Sthānakavāsī is a sect of Śvetāmbara Jainism which was founded in the 17th century. The Sthanakvasi, whose name refers to the sect’s preference for performing religious duties at a secular place such as a monks’ meetinghouse (sthanak) rather than at a temple, is different from the Murtipujaka sect in that it rejects idolatry. It believes that idol worship is not essential in the path of soul purification and attainment of Nirvana/Moksha. Sthānakavāsī accept thirty-two of the Jain Agamas, the Śvetāmbara canon, contending that the scriptures make no mention of idol worship and temples. According to the sect, Mahavira himself never endorsed idol worship, and they argue that such practices were borrowed from other religions by the Murtipujaka Jains.

== History ==
In the 15th century, the Jain reformer Loṅkā Śāh, a scribe in the Gujarat region, played a pivotal role in the development of the Sthanakavasi tradition. Based on numerous Jain scriptures and manuscripts, Loṅkā interpreted them as lacking references to temple construction or image worship, despite these practices being prevalent at the time. He asserted that such practices were spiritually hazardous, violating the principle of ahiṃsā (non-injury) central to Jain philosophy. Loṅkā argued that building temples led to the destruction of microscopic organisms, and ritualistic pūjā (worship) involved subtle forms of harm through material offerings like flowers or incense.

Loṅkā's influence endures, revealing an iconoclastic tendency within a strict doctrinal interpretation of Jain teachings. The Sthanakvasi sect was founded in the 17th century by Lava of Surat, a follower of Loṅkā. Today, both the Śvetāmbara Sthānakavāsī and Terāpanthī sects align with Loṅkā, asserting that mental worship (bhāva-pūjā) is the most appropriate form of religious practice. They argue that reliance on images and temples signifies an attachment to material objects that is spiritually counterproductive.

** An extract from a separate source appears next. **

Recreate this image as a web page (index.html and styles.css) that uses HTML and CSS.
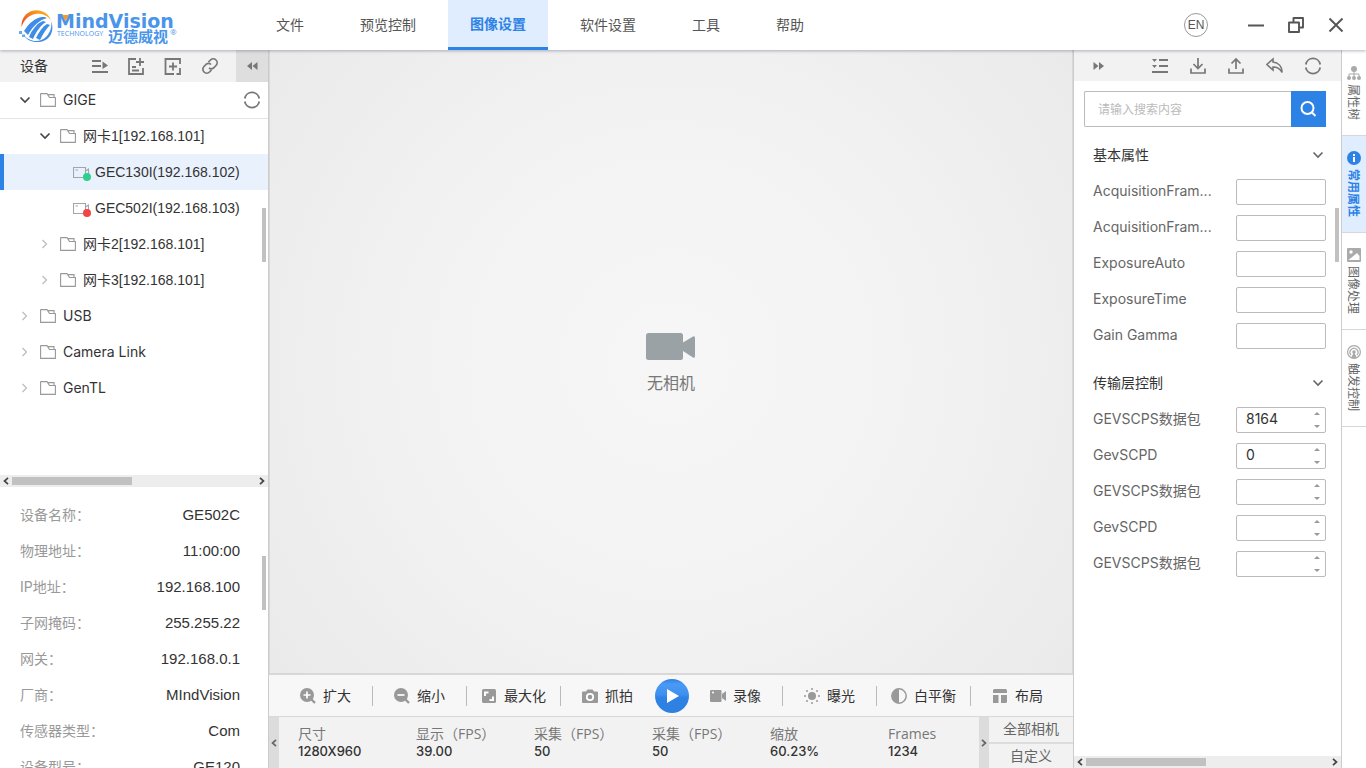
FILE: index.html
```html
<!DOCTYPE html>
<html lang="zh-CN">
<head>
<meta charset="utf-8">
<title>MindVision</title>
<link rel="stylesheet" href="styles.css">
</head>
<body>
<svg width="0" height="0" class="defs" aria-hidden="true">
  <symbol id="folder" viewBox="0 0 16 14"><path d="M.6 13.4V1Q.6.6 1 .6H7L9.5 4.5H15.4V13.4ZM7.5 1.6H14V4.5" fill="none" stroke="currentColor" stroke-width="1.1"/></symbol>
  <symbol id="down" viewBox="0 0 12 8"><path d="M1.5 1.5 6 6 10.500 1.500" fill="none" stroke="currentColor" stroke-width="1.600"/></symbol>
  <symbol id="right" viewBox="0 0 8 12"><path d="M1.500 2 5.500 6 1.500 10" fill="none" stroke="currentColor" stroke-width="1.200"/></symbol>
  <symbol id="cam" viewBox="0 0 18 16"><path d="M.5 2.500H12.500V12.500H.5ZM2.500 5H5M12.500 6 15.500 4V10" fill="none" stroke="#a3a6a8" stroke-width="1.100"/><circle cx="14" cy="12" r="4" fill="currentColor"/></symbol>
  <symbol id="sync" viewBox="0 0 18 18"><path d="M1.800 7.500A7.300 7.300 0 0 1 16.200 7.500M16.200 10.500A7.300 7.300 0 0 1 1.800 10.500" fill="none" stroke="currentColor" stroke-width="1.800"/></symbol>
  <symbol id="arl" viewBox="0 0 6 8"><path d="M5 .8 1.500 4 5 7.200" fill="none" stroke="currentColor" stroke-width="1.700"/></symbol>
  <symbol id="arr" viewBox="0 0 6 8"><path d="M1 .8 4.500 4 1 7.200" fill="none" stroke="currentColor" stroke-width="1.700"/></symbol>
</svg>

<header class="header">
  <svg class="logo" width="160" height="41" viewBox="0 0 160 41" role="img" aria-label="MindVision">
    <defs><linearGradient id="sun" x1="0" y1="1" x2="1" y2="0"><stop offset="0" stop-color="#e8401c"/><stop offset=".5" stop-color="#f47b1c"/><stop offset="1" stop-color="#fdc51f"/></linearGradient></defs>
    <path d="M2.500 18C2 7 10 1 18 1.200C25 1.400 30 6 32 11C27 5 21 4 16 5C9 6.500 5 11 2.500 18Z" fill="url(#sun)"/>
    <path d="M5 22C10 14 16 9 23 8C25 7.700 27 8.200 28 9C20 11 14 17 9 26Z" fill="#3f8de6"/>
    <path d="M0 22H3V25H0ZM3 25.500H6V28H3Z" fill="#6aa9ec"/>
    <path d="M10 28C13 21 18 14 24 12L27 13C21 17 17 23 14 30ZM17 29C20 23 23 18 28 15L31 16C27 20 24 25 21 31Z" fill="#3f8de6"/>
    <path d="M5 26C9 32 20 35 27 28C32 23 33 17 32 12C36 22 31 32 20 33C13 33.500 7 31 5 26Z" fill="#3f8de6"/>
    <text x="37" y="19" class="logo-name">MindVision</text>
    <path d="M43 6H50L46.500 12Z" fill="#f49a2d"/>
    <text x="38" y="27" class="logo-tech">TECHNOLOGY</text>
    <text x="89" y="33" class="logo-cn">迈德威视</text>
    <text x="151" y="26" class="logo-reg">®</text>
  </svg>
  <nav class="nav">
    <a href="#">文件</a><a href="#">预览控制</a><a href="#" class="active">图像设置</a><a href="#">软件设置</a><a href="#">工具</a><a href="#">帮助</a>
  </nav>
  <div class="window-tools">
    <button class="lang">EN</button>
    <button aria-label="最小化"><svg width="16" height="16"><path d="M0 8.500H16" stroke="#555" stroke-width="2"/></svg></button>
    <button aria-label="还原"><svg width="16" height="16"><path d="M1 5.500H11V15H1ZM5.500 5V1H15V10.500H11.500" fill="none" stroke="#555" stroke-width="1.900" stroke-linejoin="round"/></svg></button>
    <button aria-label="关闭"><svg width="16" height="16"><path d="M1.500 1.500 14.500 14.500M14.500 1.500 1.500 14.500" stroke="#555" stroke-width="1.900"/></svg></button>
  </div>
</header>

<div class="main">
  <aside class="left">
    <div class="bar left-bar">
      <h2>设备</h2>
      <div class="bar-tools">
        <button aria-label="列表"><svg width="18" height="18"><path d="M2 4H11M2 9H11M2 15H18" stroke="currentColor" stroke-width="1.900"/><path d="M12.500 4.500 18 8.500 12.500 12Z" fill="currentColor"/></svg></button>
        <button aria-label="添加文档"><svg width="18" height="18"><path d="M9 2H2V17H16V11M5 10H9M5 13.500H12" fill="none" stroke="currentColor" stroke-width="1.800"/><path d="M13 1V9M9 5H17" stroke="currentColor" stroke-width="1.800"/></svg></button>
        <button aria-label="添加"><svg width="18" height="18"><path d="M16 7V2H1.500V17H10M12.500 17H16V11M9 5.500V13.500M5 9.500H13" fill="none" stroke="currentColor" stroke-width="1.800"/></svg></button>
        <button aria-label="链接"><svg width="18" height="18"><path d="M7.500 5 9.500 3A3.800 3.800 0 0 1 15 8.500L12.500 11A3.800 3.800 0 0 1 8 11M10.500 13 8.500 15A3.800 3.800 0 0 1 3 9.500L5.500 7A3.800 3.800 0 0 1 10 7.500" fill="none" stroke="currentColor" stroke-width="1.700"/></svg></button>
      </div>
      <button class="collapse" aria-label="收起"><svg width="11" height="8"><path d="M5 0V8L0 4ZM10.500 0V8L5.500 4Z" fill="currentColor"/></svg></button>
    </div>
    <div class="tree-wrap">
      <ul class="tree">
        <li class="row root"><svg class="tw open"><use href="#down"/></svg><svg class="folder"><use href="#folder"/></svg><span>GIGE</span><button class="refresh" aria-label="刷新"><svg width="18" height="18"><use href="#sync"/></svg></button></li>
        <li class="row l2"><svg class="tw open"><use href="#down"/></svg><svg class="folder"><use href="#folder"/></svg><span>网卡1[192.168.101]</span></li>
        <li class="row l3 selected"><svg class="cam on"><use href="#cam"/></svg><span>GEC130I(192.168.102)</span></li>
        <li class="row l3"><svg class="cam off"><use href="#cam"/></svg><span>GEC502I(192.168.103)</span></li>
        <li class="row l2"><svg class="tw"><use href="#right"/></svg><svg class="folder"><use href="#folder"/></svg><span>网卡2[192.168.101]</span></li>
        <li class="row l2"><svg class="tw"><use href="#right"/></svg><svg class="folder"><use href="#folder"/></svg><span>网卡3[192.168.101]</span></li>
        <li class="row"><svg class="tw"><use href="#right"/></svg><svg class="folder"><use href="#folder"/></svg><span>USB</span></li>
        <li class="row"><svg class="tw"><use href="#right"/></svg><svg class="folder"><use href="#folder"/></svg><span>Camera Link</span></li>
        <li class="row"><svg class="tw"><use href="#right"/></svg><svg class="folder"><use href="#folder"/></svg><span>GenTL</span></li>
      </ul>
      <div class="vthumb tree-thumb"></div>
    </div>
    <div class="hscroll"><svg width="6" height="8"><use href="#arl"/></svg><div class="track"><div class="hthumb"></div></div><svg width="6" height="8"><use href="#arr"/></svg></div>
    <div class="details-wrap">
      <dl class="details">
        <div><dt>设备名称：</dt><dd>GE502C</dd></div>
        <div><dt>物理地址：</dt><dd>11:00:00</dd></div>
        <div><dt>IP地址：</dt><dd>192.168.100</dd></div>
        <div><dt>子网掩码：</dt><dd>255.255.22</dd></div>
        <div><dt>网关：</dt><dd>192.168.0.1</dd></div>
        <div><dt>厂商：</dt><dd>MIndVision</dd></div>
        <div><dt>传感器类型：</dt><dd>Com</dd></div>
        <div><dt>设备型号：</dt><dd>GE120</dd></div>
      </dl>
      <div class="vthumb details-thumb"></div>
    </div>
  </aside>

  <main class="center">
    <section class="view">
      <svg width="50" height="28" viewBox="0 0 50 28"><rect width="37" height="27" rx="2.500" fill="#9aa2a5"/><path d="M37 9.500 47 3.500Q49 2.500 49 5V23Q49 25.500 47 24.500L37 18Z" fill="#9aa2a5"/></svg>
      <p>无相机</p>
    </section>
    <div class="actions">
      <button class="act"><svg width="16" height="16"><circle cx="7" cy="7" r="7"/><path d="M11 11 15 15" stroke="#999" stroke-width="2.400"/><path d="M7 3.500V10.500M3.500 7H10.500" stroke="#fff" stroke-width="1.700"/></svg>扩大</button>
      <button class="act"><svg width="16" height="16"><circle cx="7" cy="7" r="7"/><path d="M11 11 15 15" stroke="#999" stroke-width="2.400"/><path d="M3.500 7H10.500" stroke="#fff" stroke-width="1.700"/></svg>缩小</button>
      <button class="act"><svg width="16" height="16"><rect x="1" y="1" width="14" height="14" rx="1.500"/><path d="M4 8V4.500H7.500M12 8.500V12H8.500" fill="none" stroke="#fff" stroke-width="2"/></svg>最大化</button>
      <button class="act last"><svg width="16" height="16"><path d="M1 3.500H4L5.500 1.500H10.500L12 3.500H15Q16 3.500 16 4.500V14Q16 15 15 15H1Q0 15 0 14V4.500Q0 3.500 1 3.500Z"/><circle cx="8" cy="9" r="3.200" fill="none" stroke="#fff" stroke-width="1.800"/></svg>抓拍</button>
      <button class="play" aria-label="播放"><svg width="34" height="34"><defs><linearGradient id="pg" x1="0" y1="0" x2="0" y2="1"><stop offset="0" stop-color="#2f7fe0"/><stop offset=".15" stop-color="#4a9af5"/><stop offset=".45" stop-color="#3f90ee"/><stop offset=".55" stop-color="#2d82e5"/><stop offset="1" stop-color="#2e80e0"/></linearGradient></defs><circle cx="17" cy="17" r="17" fill="url(#pg)"/><path d="M12 10V24L24 17Z" fill="#fff"/></svg></button>
      <button class="act"><svg width="16" height="16"><rect y="2" width="11.500" height="12" rx="1"/><path d="M12 6 16 3V13L12 10Z"/><circle cx="3" cy="4.500" r="1" fill="#fff"/></svg>录像</button>
      <button class="act"><svg width="16" height="16"><circle cx="8" cy="8" r="4"/><g><circle cx="8" cy="1" r="1"/><circle cx="8" cy="15" r="1"/><circle cx="1" cy="8" r="1"/><circle cx="15" cy="8" r="1"/><circle cx="3" cy="3" r="1"/><circle cx="13" cy="3" r="1"/><circle cx="3" cy="13" r="1"/><circle cx="13" cy="13" r="1"/></g></svg>曝光</button>
      <button class="act"><svg width="16" height="16"><circle cx="8" cy="8" r="7.200" fill="none" stroke="#999" stroke-width="1.500"/><path d="M8 1A7 7 0 0 0 8 15Z"/></svg>白平衡</button>
      <button class="act last"><svg width="16" height="16"><path d="M2.500 1H13.500Q15 1 15 2.500V5H1V2.500Q1 1 2.500 1ZM1 7H6.500V15H1ZM9 7H15V13.500Q15 15 13.500 15H9Z"/></svg>布局</button>
    </div>
    <div class="status">
      <button class="step" aria-label="向左"><svg width="6" height="8"><use href="#arl"/></svg></button>
      <dl class="stats">
        <div><dt>尺寸</dt><dd>1280X960</dd></div>
        <div><dt>显示（FPS）</dt><dd>39.00</dd></div>
        <div><dt>采集（FPS）</dt><dd>50</dd></div>
        <div><dt>采集（FPS）</dt><dd>50</dd></div>
        <div><dt>缩放</dt><dd>60.23%</dd></div>
        <div><dt>Frames</dt><dd>1234</dd></div>
      </dl>
      <button class="step" aria-label="向右"><svg width="6" height="8"><use href="#arr"/></svg></button>
      <div class="modes"><button>全部相机</button><button>自定义</button></div>
    </div>
  </main>

  <aside class="right">
    <div class="bar right-bar">
      <button aria-label="收起"><svg width="11" height="8"><path d="M.5 0V8L5.500 4ZM6 0V8L11 4Z" fill="currentColor"/></svg></button>
      <div class="bar-tools">
        <button aria-label="列表"><svg width="18" height="18"><path d="M7 3H16M7 9H16M0 15H16" stroke="currentColor" stroke-width="1.900"/><path d="M0 2H5L2.500 5ZM0 8H5L2.500 11Z" fill="currentColor"/></svg></button>
        <button aria-label="下载"><svg width="18" height="18"><path d="M8 1V11M3.500 7 8 11.500 12.500 7M1 11.500V16H15V11.500" fill="none" stroke="currentColor" stroke-width="1.700"/></svg></button>
        <button aria-label="上传"><svg width="18" height="18"><path d="M8 12V2M3.500 6.500 8 2 12.500 6.500M1 11.500V16H15V11.500" fill="none" stroke="currentColor" stroke-width="1.700"/></svg></button>
        <button aria-label="撤销"><svg width="18" height="18"><path d="M7 2 .8 7.500 7 13V10C11 10 14 11.500 16 15.500C16 9 12 5.500 7 5Z" fill="none" stroke="currentColor" stroke-width="1.600"/></svg></button>
        <button aria-label="刷新"><svg width="18" height="18"><use href="#sync"/></svg></button>
      </div>
    </div>
    <form class="search"><input type="search" placeholder="请输入搜索内容" aria-label="搜索"><button type="button" aria-label="搜索"><svg width="18" height="18"><circle cx="7.500" cy="8" r="6" fill="none" stroke="#fff" stroke-width="2"/><path d="M12 12.500 15.500 16" stroke="#fff" stroke-width="2"/></svg></button></form>
    <div class="props">
      <section class="group">
        <h3>基本属性<svg width="12" height="8"><use href="#down"/></svg></h3>
        <div class="prop"><label for="p1">AcquisitionFram...</label><input id="p1" type="text"></div>
        <div class="prop"><label for="p2">AcquisitionFram...</label><input id="p2" type="text"></div>
        <div class="prop"><label for="p3">ExposureAuto</label><input id="p3" type="text"></div>
        <div class="prop"><label for="p4">ExposureTime</label><input id="p4" type="text"></div>
        <div class="prop"><label for="p5">Gain Gamma</label><input id="p5" type="text"></div>
      </section>
      <section class="group">
        <h3>传输层控制<svg width="12" height="8"><use href="#down"/></svg></h3>
        <div class="prop num"><label for="n1">GEVSCPS数据包</label><input id="n1" type="number" value="8164"><svg class="spin" width="6" height="16"><path d="M0 3 3 0 6 3ZM0 13 3 16 6 13Z"/></svg></div>
        <div class="prop num"><label for="n2">GevSCPD</label><input id="n2" type="number" value="0"><svg class="spin" width="6" height="16"><path d="M0 3 3 0 6 3ZM0 13 3 16 6 13Z"/></svg></div>
        <div class="prop num"><label for="n3">GEVSCPS数据包</label><input id="n3" type="number"><svg class="spin" width="6" height="16"><path d="M0 3 3 0 6 3ZM0 13 3 16 6 13Z"/></svg></div>
        <div class="prop num"><label for="n4">GevSCPD</label><input id="n4" type="number"><svg class="spin" width="6" height="16"><path d="M0 3 3 0 6 3ZM0 13 3 16 6 13Z"/></svg></div>
        <div class="prop num"><label for="n5">GEVSCPS数据包</label><input id="n5" type="number"><svg class="spin" width="6" height="16"><path d="M0 3 3 0 6 3ZM0 13 3 16 6 13Z"/></svg></div>
      </section>
    </div>
    <div class="vthumb props-thumb"></div>
    <div class="hscroll"><svg width="6" height="8"><use href="#arl"/></svg><div class="track"><div class="hthumb"></div></div><svg width="6" height="8"><use href="#arr"/></svg></div>
  </aside>

  <nav class="tabs">
    <button><svg width="14" height="14"><circle cx="7" cy="3" r="3"/><circle cx="2" cy="12" r="2"/><circle cx="7" cy="12" r="2"/><circle cx="12" cy="12" r="2"/><path d="M7 5V11M2 11V8H12V11" fill="none" stroke="currentColor"/></svg><span>属性树</span></button>
    <button class="active"><svg width="14" height="14"><circle cx="7" cy="7" r="7"/><path d="M7 3V5M7 6V11" stroke="#fff" stroke-width="2"/></svg><span>常用属性</span></button>
    <button><svg width="14" height="14"><rect width="14" height="14" rx="1"/><circle cx="4" cy="4" r="1.700" fill="#fff"/><path d="M1.500 12 10 5 12.500 8V12Z" fill="#fff"/></svg><span>图像处理</span></button>
    <button><svg width="14" height="14"><circle cx="7" cy="7" r="6.400" fill="none" stroke="currentColor" stroke-width="1.200"/><path d="M4 10A4 4 0 1 1 10 10" fill="none" stroke="currentColor" stroke-width="1.200"/><circle cx="7" cy="7" r="1.800"/><path d="M7 7 10 13H4Z"/></svg><span>触发控制</span></button>
  </nav>
</div>
</body>
</html>
```
FILE: styles.css
```css
* { box-sizing: border-box; }
body, h2, h3, p, ul, dl, dt, dd { margin: 0; padding: 0; font-weight: 400; }
body {
  height: 100vh;
  display: flex;
  flex-direction: column;
  overflow: hidden;
  background: #fff;
  color: #333;
  font: 14px/20px Inter, "Noto Sans CJK SC", sans-serif;
}
button { border: 0; padding: 0; background: none; color: inherit; font: inherit; }
button svg { display: block; }
svg { flex: none; }
a { color: inherit; text-decoration: none; }
.defs { position: absolute; }

.header {
  position: relative;
  z-index: 1;
  flex: none;
  display: flex;
  height: 50px;
  background: #fff;
  box-shadow: 0 1px 3px rgba(60, 70, 110, .4);
  font-family: "Open Sans", "Noto Sans CJK SC", sans-serif;
}
.logo { margin: 9px 0 0 19px; fill: #4a95ea; }
.logo-name { font: bold 19px "DejaVu Sans", sans-serif; }
.logo-tech { font: 7px "Open Sans", sans-serif; }
.logo-cn { font: bold 15px "Noto Sans CJK SC", sans-serif; }
.logo-reg { font: 8px "Open Sans", sans-serif; }
.nav { display: flex; margin-left: 75px; color: #555; }
.nav a { display: flex; align-items: center; padding: 2px 22px 0; border-bottom: 3px solid transparent; margin-right: 12px; }
.nav a:nth-child(2), .nav a:nth-child(3) { margin-right: 10px; }
.nav a.active { padding-top: 0; background: #e0edff; border-color: #2d82e5; color: #2d82e5; font-weight: 700; }
.window-tools { display: flex; align-items: center; gap: 24px; margin-left: auto; padding-right: 22px; color: #555; }
.window-tools .lang { width: 24px; height: 24px; margin-right: 16px; border: 1px solid #999; border-radius: 50%; font: 12px/22px "Liberation Sans", sans-serif; }

.main { flex: 1; display: flex; min-height: 0; }
.bar { flex: none; display: flex; align-items: center; height: 32px; background: #f2f2f2; color: #777; }
.bar-tools { display: flex; align-items: center; }

.left { flex: none; display: flex; flex-direction: column; width: 269px; border-right: 1px solid #ccc; }
.left-bar { padding-left: 20px; }
.left-bar h2 { width: 70px; color: #333; font-size: 14px; }
.left-bar .bar-tools { gap: 19px; }
.collapse { display: grid; place-items: center; width: 32px; height: 32px; margin-left: auto; background: #dedede; }
.tree-wrap { position: relative; flex: none; height: 393px; }
.tree { list-style: none; }
.row { display: flex; align-items: center; height: 36px; padding-left: 19px; }
.row .tw { width: 8px; height: 12px; margin: 0 11px 0 2px; color: #bbb; }
.row .tw.open { width: 12px; height: 8px; margin: 0 9px 0 0; color: #444; }
.row .folder { width: 16px; height: 14px; margin-right: 7px; color: #999; }
.row.root { border-bottom: 1px solid #e4e4e4; height: 37px; margin-bottom: -1px; }
.refresh { margin: 0 7px 0 auto; color: #777; }
.row.l2, .row.l3 { font-family: "Liberation Sans", "Noto Sans CJK SC", sans-serif; }
.row.l2 { padding-left: 39px; }
.row.l3 { padding-left: 73px; }
.row.selected { padding-left: 69px; border-left: 4px solid #2d82e5; background: #e9f1fd; }
.cam { width: 18px; height: 16px; margin: 2px 4px 0 0; }
.cam.on { color: #2fd08d; }
.cam.off { color: #f24545; }
.vthumb { position: absolute; right: 2px; width: 4px; height: 54px; background: #c1c1c1; }
.tree-thumb { top: 126px; }
.hscroll { flex: none; display: flex; align-items: center; gap: 3px; height: 12px; padding: 0 3px; background: #ededed; color: #444; }
.track { flex: 1; }
.hthumb { width: 120px; height: 8px; background: #c1c1c1; }
.details-wrap { position: relative; flex: 1; min-height: 0; padding-top: 10px; overflow: hidden; }
.details-thumb { top: 69px; }
.details div { display: flex; align-items: center; justify-content: space-between; height: 36px; padding: 0 28px 0 20px; }
.details dt { color: #999; }
.details dd { font: 15px/20px "Liberation Sans", sans-serif; }

.center { flex: 1; display: flex; flex-direction: column; min-width: 0; font-family: "Open Sans", "Noto Sans CJK SC", sans-serif; }
.view {
  flex: 1;
  display: flex;
  flex-direction: column;
  align-items: center;
  justify-content: center;
  gap: 10px;
  padding-top: 4px;
  border: 1px solid #d8d8d8;
  border-width: 0 1px 2px;
  background: radial-gradient(circle, #f6f6f6, #f3f3f3 45%, #eaeaeb);
  color: #777;
  font-size: 16px;
  line-height: 24px;
}
.actions { flex: none; display: flex; align-items: center; height: 41px; padding: 0 8px 0 10px; background: #f7f7f7; color: #333; }
.act { flex: 1; display: flex; align-items: center; justify-content: center; gap: 7px; height: 20px; border-right: 1px solid #bbb; white-space: nowrap; }
.act.last { border-color: transparent; }
.act svg { fill: #999; }
.status { flex: none; display: flex; height: 52px; border-top: 1px solid #d8d8d8; background: #f2f2f2; }
.step { flex: none; display: grid; place-items: center; width: 10px; background: #dcdcdc; color: #666; }
.stats { flex: 1; display: grid; grid-template-columns: repeat(5, 118fr) 110fr; padding-top: 8px; line-height: 18px; }
.stats div { padding-left: 19px; white-space: nowrap; }
.stats dt { color: #777; }
.stats dd { font: 500 13px/16px Inter, sans-serif; }
.modes { flex: none; display: flex; flex-direction: column; width: 84px; color: #666; }
.modes button { flex: 1; }
.modes button + button { border-top: 2px solid #dcdcdc; }

.right { position: relative; flex: none; display: flex; flex-direction: column; width: 269px; border: 1px solid #ccc; border-width: 0 1px; }
.right-bar { height: 31px; padding: 0 19px; justify-content: space-between; }
.right-bar .bar-tools { gap: 20px; }
.search { display: flex; height: 36px; margin: 10px 15px 0 10px; }
.search input { flex: 1; min-width: 0; padding: 0 13px 2px; border: 1px solid #bbb; border-right: 0; border-radius: 2px 0 0 2px; font: 12px "Noto Sans CJK SC", sans-serif; }
.search input::placeholder { color: #bbb; }
.search button { display: grid; place-items: center; width: 35px; background: #2d82e5; }
.props { flex: 1; min-height: 0; overflow: hidden; padding: 10px 15px 0 19px; }
.group { margin-bottom: 12px; }
.group h3 { display: flex; align-items: center; justify-content: space-between; height: 36px; padding-right: 2px; font-size: 14px; }
.group h3 svg { color: #666; }
.prop { position: relative; display: flex; align-items: center; justify-content: space-between; height: 36px; color: #666; }
.prop input { width: 90px; height: 26px; margin-top: 2px; padding: 0 9px 3px; border: 1px solid #bbb; border-radius: 2px; background: #fff; color: #333; font: inherit; appearance: none; }
.prop input[type=number] { appearance: textfield; padding-right: 18px; }
.prop input::-webkit-inner-spin-button { display: none; }
.spin { position: absolute; right: 6px; top: 11px; fill: #999; pointer-events: none; }
.props-thumb { top: 158px; }

.tabs { flex: none; width: 24px; padding-top: 1px; font-size: 12px; color: #666; }
.tabs button { display: flex; flex-direction: column; align-items: center; gap: 4px; width: 100%; padding: 15px 0; border-bottom: 1px solid #d8d8d8; line-height: 16px; }
.tabs svg { fill: currentColor; color: #aaa; }
.tabs span { padding-right: 3px; writing-mode: vertical-rl; text-orientation: sideways; }
.tabs .active { background: #e0edff; color: #2d82e5; font-weight: 700; }
.tabs .active svg { color: #2d82e5; }
```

In contrast, Mūrtipūjaka Jains respond to these criticisms by highlighting the scriptural prevalence of image worship and emphasizing the necessity of images for the spiritual practices of laypeople. A notable figure in this discourse is Ātmārām (1837 – 1896), initially a Śvetāmbara Sthānakavāsī monk who later became the mendicant leader Ācārya Vijayānandasūri. Upon studying early Jain texts in Prakrit and their Sanskrit commentaries, Ātmārām discovered abundant references to image worship. This revelation led him to challenge the non-Mūrtipūjaka position, asserting that it contradicted Jain scripture.